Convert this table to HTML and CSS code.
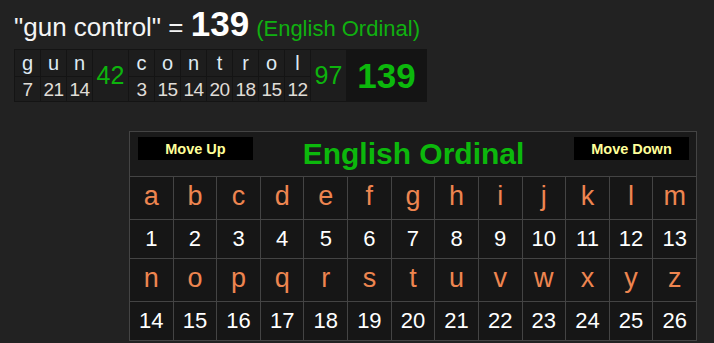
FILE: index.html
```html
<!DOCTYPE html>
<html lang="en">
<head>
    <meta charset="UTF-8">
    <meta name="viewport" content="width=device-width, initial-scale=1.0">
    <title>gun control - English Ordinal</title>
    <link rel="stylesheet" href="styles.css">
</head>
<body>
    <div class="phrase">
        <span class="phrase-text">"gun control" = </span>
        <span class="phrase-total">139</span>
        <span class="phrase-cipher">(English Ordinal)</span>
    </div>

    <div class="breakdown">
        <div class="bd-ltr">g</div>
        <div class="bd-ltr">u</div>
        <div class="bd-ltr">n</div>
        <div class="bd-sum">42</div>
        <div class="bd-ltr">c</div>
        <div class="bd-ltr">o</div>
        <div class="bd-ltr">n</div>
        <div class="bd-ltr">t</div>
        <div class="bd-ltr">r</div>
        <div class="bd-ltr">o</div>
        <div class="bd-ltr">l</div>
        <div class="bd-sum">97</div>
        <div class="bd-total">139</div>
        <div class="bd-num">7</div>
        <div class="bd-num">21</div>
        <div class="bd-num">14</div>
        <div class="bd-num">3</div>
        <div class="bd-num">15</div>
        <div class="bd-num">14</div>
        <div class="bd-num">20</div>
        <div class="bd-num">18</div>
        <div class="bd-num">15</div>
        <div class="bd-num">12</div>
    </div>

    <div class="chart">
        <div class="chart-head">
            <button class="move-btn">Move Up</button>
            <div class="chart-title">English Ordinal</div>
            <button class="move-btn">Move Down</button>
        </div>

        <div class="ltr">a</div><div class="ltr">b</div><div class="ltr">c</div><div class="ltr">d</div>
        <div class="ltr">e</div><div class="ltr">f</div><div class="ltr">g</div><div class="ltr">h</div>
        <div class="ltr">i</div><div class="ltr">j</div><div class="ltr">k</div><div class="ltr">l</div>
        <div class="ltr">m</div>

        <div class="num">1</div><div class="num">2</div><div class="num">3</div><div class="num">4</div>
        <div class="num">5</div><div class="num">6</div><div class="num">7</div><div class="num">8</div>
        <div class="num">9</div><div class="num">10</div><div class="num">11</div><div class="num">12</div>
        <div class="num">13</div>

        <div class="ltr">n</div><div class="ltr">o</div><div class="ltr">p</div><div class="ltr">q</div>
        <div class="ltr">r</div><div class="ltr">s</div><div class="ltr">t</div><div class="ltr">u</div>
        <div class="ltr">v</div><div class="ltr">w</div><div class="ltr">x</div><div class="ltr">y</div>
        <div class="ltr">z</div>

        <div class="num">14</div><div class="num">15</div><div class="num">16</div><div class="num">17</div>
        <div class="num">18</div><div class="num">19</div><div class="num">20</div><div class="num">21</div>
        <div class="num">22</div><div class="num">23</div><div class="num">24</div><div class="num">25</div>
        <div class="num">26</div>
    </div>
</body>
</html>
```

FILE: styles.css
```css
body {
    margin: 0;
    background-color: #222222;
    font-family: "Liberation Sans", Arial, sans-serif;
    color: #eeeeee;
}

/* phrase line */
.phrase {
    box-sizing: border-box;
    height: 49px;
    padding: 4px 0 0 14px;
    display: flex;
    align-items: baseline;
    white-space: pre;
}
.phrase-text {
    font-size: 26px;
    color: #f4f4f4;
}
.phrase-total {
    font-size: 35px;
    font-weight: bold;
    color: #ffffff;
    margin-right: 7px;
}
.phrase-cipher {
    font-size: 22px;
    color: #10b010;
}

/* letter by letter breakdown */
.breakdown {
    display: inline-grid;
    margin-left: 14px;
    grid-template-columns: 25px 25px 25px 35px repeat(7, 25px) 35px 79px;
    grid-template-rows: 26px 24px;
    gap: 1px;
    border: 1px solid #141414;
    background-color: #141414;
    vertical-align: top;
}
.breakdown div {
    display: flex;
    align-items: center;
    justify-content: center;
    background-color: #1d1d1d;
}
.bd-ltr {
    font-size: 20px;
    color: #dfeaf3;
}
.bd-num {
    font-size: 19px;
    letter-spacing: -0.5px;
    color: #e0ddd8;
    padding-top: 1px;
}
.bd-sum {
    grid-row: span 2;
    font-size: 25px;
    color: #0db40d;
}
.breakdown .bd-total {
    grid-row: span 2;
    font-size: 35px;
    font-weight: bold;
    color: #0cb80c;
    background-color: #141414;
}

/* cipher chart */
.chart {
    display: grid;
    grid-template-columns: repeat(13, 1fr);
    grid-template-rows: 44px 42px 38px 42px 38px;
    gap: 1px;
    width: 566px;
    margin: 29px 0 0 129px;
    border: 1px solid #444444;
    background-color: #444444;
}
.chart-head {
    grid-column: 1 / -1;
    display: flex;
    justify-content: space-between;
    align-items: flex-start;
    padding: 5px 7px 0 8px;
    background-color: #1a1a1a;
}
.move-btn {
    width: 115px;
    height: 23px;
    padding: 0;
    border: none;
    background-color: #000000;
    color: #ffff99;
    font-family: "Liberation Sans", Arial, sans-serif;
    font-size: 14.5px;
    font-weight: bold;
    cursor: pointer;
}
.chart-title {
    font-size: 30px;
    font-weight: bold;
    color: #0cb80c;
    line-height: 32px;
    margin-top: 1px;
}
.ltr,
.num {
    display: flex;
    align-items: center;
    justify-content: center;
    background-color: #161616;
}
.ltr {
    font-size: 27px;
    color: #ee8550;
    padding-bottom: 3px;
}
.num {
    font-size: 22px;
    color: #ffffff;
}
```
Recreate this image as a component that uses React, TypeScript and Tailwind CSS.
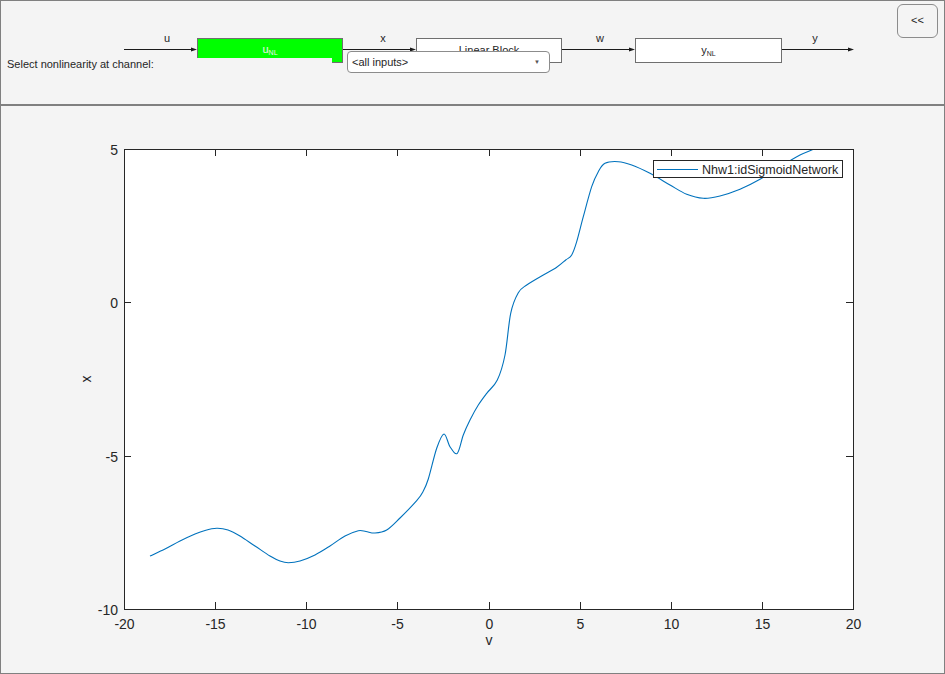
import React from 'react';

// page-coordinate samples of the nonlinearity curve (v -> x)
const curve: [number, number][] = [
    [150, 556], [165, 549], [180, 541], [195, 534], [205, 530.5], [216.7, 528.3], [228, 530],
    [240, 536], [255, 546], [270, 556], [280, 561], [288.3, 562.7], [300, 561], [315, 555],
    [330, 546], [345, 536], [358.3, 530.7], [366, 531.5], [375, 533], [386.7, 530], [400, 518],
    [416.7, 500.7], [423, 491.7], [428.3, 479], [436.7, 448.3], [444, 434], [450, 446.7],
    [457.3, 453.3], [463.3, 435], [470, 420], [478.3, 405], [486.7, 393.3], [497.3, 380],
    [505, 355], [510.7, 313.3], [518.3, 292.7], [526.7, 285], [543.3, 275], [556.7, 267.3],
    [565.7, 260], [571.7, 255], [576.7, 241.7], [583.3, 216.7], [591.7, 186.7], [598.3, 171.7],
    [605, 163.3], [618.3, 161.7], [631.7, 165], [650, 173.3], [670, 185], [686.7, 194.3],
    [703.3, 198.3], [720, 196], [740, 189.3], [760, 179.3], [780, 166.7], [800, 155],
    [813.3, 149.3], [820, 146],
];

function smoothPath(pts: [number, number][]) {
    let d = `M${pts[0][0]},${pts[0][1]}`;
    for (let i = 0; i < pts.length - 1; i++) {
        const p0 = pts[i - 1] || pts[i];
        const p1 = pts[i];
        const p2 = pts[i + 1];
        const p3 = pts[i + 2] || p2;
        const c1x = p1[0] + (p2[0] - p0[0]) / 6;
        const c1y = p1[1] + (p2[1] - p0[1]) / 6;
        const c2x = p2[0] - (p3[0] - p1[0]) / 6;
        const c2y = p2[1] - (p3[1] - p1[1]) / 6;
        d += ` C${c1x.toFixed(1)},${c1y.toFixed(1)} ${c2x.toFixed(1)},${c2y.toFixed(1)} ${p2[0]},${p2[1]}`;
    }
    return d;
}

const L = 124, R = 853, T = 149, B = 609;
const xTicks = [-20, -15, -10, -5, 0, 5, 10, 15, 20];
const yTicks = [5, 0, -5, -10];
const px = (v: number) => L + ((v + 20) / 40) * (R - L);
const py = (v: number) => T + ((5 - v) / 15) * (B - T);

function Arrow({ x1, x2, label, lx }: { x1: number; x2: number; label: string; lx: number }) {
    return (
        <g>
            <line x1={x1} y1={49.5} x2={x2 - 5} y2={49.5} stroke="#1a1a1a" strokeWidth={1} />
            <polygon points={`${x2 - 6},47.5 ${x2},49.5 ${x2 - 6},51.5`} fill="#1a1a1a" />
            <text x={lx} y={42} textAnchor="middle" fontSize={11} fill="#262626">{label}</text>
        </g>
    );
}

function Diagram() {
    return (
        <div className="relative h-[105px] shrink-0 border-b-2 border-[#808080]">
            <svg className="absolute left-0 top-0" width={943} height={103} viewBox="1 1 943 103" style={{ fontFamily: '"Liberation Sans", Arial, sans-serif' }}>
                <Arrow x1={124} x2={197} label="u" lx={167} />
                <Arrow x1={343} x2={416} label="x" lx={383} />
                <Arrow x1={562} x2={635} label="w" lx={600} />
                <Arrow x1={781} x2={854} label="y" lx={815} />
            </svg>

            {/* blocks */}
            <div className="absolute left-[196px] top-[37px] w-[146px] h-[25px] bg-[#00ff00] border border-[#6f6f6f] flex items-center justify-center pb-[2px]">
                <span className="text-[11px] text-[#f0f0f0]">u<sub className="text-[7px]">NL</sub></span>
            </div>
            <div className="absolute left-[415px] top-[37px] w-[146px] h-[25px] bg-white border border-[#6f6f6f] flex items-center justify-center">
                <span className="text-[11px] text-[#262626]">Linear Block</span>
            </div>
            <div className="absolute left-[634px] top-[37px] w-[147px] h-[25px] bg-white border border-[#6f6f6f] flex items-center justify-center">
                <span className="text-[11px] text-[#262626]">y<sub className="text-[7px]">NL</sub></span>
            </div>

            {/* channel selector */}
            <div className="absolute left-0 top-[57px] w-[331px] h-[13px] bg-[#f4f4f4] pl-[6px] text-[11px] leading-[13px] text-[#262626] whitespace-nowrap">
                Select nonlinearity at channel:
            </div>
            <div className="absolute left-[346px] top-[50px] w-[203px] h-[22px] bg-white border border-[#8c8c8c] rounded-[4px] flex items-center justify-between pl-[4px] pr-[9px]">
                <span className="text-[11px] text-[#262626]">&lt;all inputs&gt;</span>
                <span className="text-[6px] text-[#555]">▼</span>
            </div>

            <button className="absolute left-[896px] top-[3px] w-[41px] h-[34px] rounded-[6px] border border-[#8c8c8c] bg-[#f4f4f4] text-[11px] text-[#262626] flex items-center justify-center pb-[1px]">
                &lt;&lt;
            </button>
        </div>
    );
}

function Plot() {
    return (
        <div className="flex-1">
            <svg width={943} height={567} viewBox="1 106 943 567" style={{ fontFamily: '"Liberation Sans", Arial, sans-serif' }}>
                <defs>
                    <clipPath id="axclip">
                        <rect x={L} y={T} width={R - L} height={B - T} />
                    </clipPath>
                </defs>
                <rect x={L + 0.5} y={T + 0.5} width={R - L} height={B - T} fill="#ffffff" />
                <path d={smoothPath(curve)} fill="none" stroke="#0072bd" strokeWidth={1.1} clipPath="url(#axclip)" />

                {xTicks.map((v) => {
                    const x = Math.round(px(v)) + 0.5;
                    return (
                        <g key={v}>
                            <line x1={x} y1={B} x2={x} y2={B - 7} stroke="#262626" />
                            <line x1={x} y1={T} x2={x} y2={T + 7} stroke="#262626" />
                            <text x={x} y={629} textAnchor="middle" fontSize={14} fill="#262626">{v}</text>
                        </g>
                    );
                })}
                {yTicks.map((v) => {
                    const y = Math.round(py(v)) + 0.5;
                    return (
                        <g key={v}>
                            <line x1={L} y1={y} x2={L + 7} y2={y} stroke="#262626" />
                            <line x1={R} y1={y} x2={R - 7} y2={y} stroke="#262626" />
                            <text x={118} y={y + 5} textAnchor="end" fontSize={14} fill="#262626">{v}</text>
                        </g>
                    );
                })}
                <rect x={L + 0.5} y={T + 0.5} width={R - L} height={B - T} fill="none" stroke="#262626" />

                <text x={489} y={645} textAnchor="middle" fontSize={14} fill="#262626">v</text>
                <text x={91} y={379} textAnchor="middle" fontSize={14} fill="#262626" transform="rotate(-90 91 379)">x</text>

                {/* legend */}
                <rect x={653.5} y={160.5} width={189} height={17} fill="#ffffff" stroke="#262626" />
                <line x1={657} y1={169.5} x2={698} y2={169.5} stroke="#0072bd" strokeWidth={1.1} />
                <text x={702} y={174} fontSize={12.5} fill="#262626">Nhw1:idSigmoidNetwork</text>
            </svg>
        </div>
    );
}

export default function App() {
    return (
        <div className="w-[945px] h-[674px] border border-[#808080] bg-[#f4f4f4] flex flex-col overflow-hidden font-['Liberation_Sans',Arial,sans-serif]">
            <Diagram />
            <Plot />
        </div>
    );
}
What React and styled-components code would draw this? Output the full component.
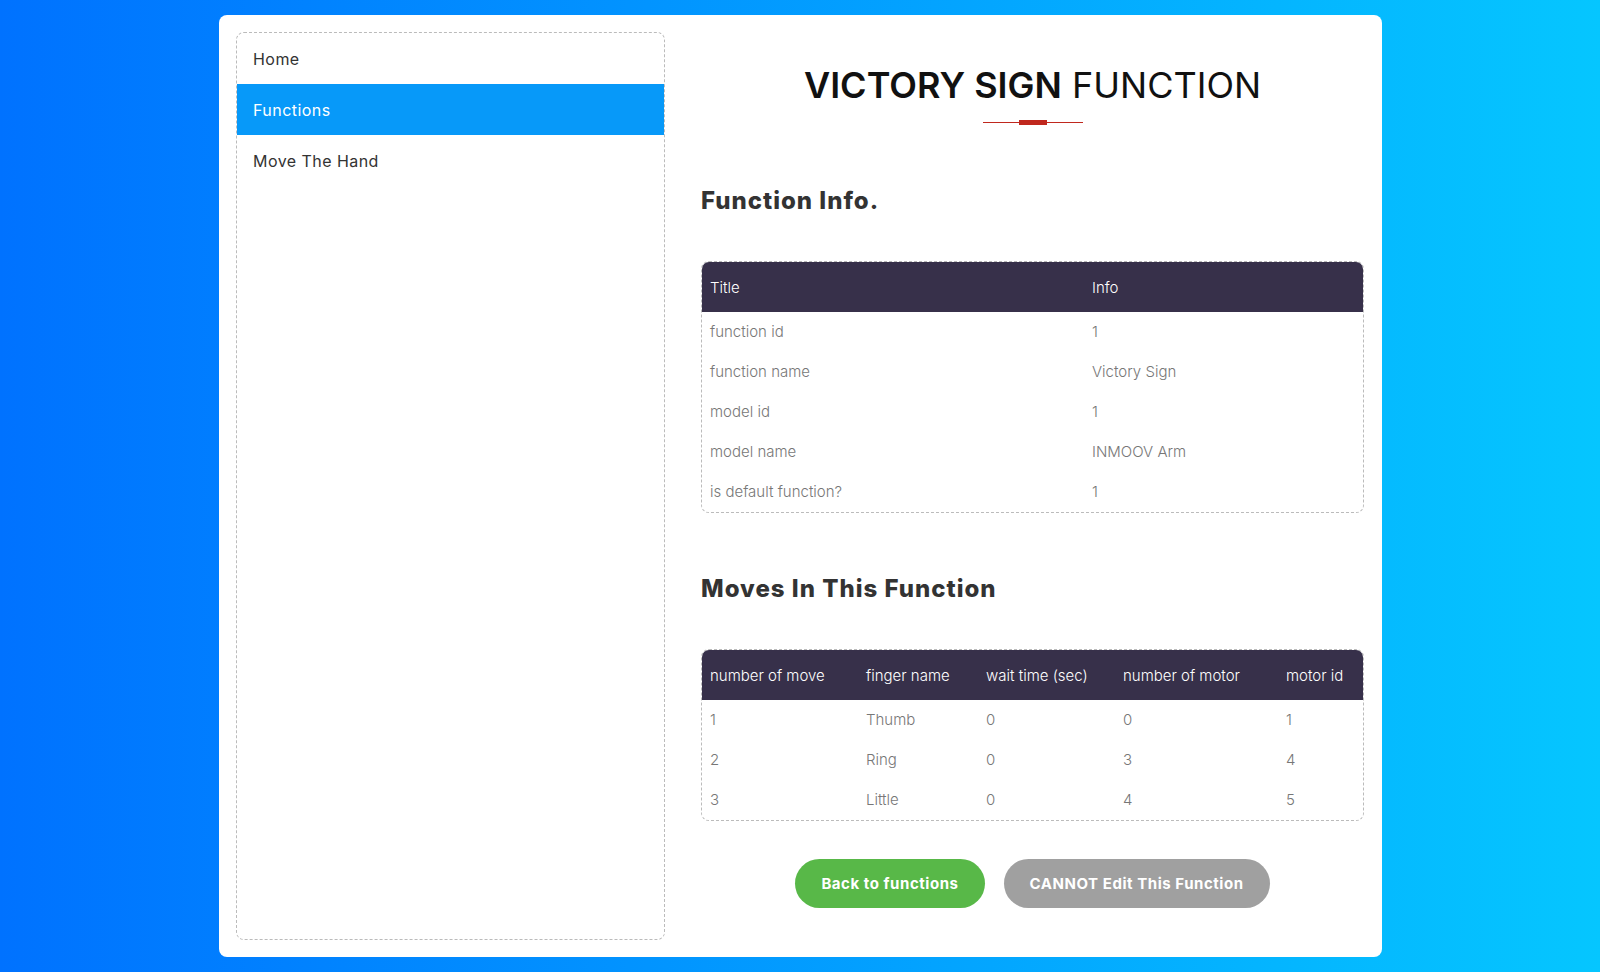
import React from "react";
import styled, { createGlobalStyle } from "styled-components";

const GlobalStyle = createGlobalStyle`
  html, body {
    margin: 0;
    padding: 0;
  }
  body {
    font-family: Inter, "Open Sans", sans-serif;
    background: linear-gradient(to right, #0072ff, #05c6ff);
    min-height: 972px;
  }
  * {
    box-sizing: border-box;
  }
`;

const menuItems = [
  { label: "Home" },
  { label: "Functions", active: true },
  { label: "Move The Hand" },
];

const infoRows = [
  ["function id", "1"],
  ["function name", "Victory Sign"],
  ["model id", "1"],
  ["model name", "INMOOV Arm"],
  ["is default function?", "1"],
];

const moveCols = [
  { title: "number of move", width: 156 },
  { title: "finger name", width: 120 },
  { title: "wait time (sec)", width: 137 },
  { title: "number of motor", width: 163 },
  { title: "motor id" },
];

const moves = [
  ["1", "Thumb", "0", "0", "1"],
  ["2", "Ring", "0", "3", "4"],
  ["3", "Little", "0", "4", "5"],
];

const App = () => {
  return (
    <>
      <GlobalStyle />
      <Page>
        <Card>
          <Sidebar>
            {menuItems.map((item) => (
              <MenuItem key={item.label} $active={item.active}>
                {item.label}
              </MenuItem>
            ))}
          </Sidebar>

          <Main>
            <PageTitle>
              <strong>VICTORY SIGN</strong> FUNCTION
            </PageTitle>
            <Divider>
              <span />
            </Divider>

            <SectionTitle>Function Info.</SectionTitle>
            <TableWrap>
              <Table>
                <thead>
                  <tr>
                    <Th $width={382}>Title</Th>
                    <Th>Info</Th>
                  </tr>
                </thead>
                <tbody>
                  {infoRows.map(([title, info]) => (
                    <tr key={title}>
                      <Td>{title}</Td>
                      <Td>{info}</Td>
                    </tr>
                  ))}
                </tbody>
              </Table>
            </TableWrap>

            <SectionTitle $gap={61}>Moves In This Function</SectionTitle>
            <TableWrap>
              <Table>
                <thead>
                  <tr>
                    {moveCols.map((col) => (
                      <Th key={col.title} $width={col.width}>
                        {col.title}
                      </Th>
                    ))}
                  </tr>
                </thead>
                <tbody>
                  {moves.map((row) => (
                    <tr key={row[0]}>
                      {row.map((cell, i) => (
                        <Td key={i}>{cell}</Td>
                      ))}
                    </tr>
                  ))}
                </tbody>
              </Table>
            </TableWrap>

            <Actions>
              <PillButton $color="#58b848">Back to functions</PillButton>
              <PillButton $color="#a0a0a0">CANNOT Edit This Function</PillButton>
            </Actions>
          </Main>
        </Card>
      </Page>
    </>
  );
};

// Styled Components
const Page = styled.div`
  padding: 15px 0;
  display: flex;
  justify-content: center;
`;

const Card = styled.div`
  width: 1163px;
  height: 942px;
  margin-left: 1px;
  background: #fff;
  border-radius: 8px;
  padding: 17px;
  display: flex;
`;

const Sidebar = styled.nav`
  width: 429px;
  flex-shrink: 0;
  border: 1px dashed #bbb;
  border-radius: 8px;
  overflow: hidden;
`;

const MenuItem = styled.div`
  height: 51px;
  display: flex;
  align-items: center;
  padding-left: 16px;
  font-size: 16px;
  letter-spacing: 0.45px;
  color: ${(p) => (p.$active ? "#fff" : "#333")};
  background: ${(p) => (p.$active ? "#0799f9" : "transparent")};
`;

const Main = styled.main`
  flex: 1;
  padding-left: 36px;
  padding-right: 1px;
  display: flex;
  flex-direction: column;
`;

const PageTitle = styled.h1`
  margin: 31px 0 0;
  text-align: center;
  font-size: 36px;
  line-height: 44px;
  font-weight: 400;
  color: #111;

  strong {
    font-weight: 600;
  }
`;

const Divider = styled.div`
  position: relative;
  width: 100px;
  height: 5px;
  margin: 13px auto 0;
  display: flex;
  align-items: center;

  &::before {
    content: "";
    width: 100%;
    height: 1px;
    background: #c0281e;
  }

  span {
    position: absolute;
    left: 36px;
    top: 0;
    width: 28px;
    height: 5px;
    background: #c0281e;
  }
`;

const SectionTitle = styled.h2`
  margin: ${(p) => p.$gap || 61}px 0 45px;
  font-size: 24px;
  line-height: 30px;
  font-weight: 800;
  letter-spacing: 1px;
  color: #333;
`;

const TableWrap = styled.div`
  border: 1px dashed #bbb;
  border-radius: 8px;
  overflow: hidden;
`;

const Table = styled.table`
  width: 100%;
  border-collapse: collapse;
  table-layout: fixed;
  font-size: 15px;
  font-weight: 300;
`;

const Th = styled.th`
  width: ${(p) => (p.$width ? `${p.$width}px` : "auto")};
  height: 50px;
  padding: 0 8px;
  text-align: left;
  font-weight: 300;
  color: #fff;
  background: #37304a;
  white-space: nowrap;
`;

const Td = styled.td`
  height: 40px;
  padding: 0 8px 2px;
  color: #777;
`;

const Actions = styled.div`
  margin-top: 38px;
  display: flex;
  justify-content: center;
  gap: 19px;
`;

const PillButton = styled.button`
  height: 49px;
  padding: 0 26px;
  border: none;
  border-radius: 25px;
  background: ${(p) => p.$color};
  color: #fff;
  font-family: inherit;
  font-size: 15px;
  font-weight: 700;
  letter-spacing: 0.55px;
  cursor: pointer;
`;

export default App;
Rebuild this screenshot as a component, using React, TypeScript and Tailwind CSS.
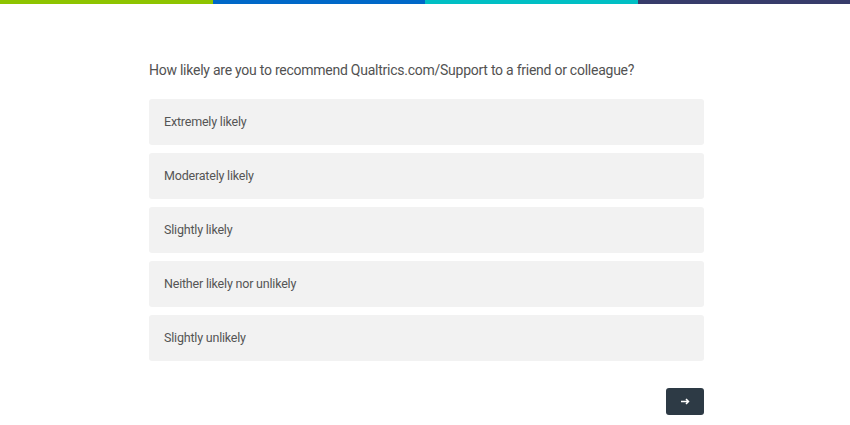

=======

## TASK REQUIREMENTS
Skip all pictures. Retype exactly the span whose first line is the one with "Recreate this image" and whose last line is the one with "import React from 'react';".

## REPLY
Recreate this image as a component that uses React, TypeScript and Tailwind CSS.
import React from 'react';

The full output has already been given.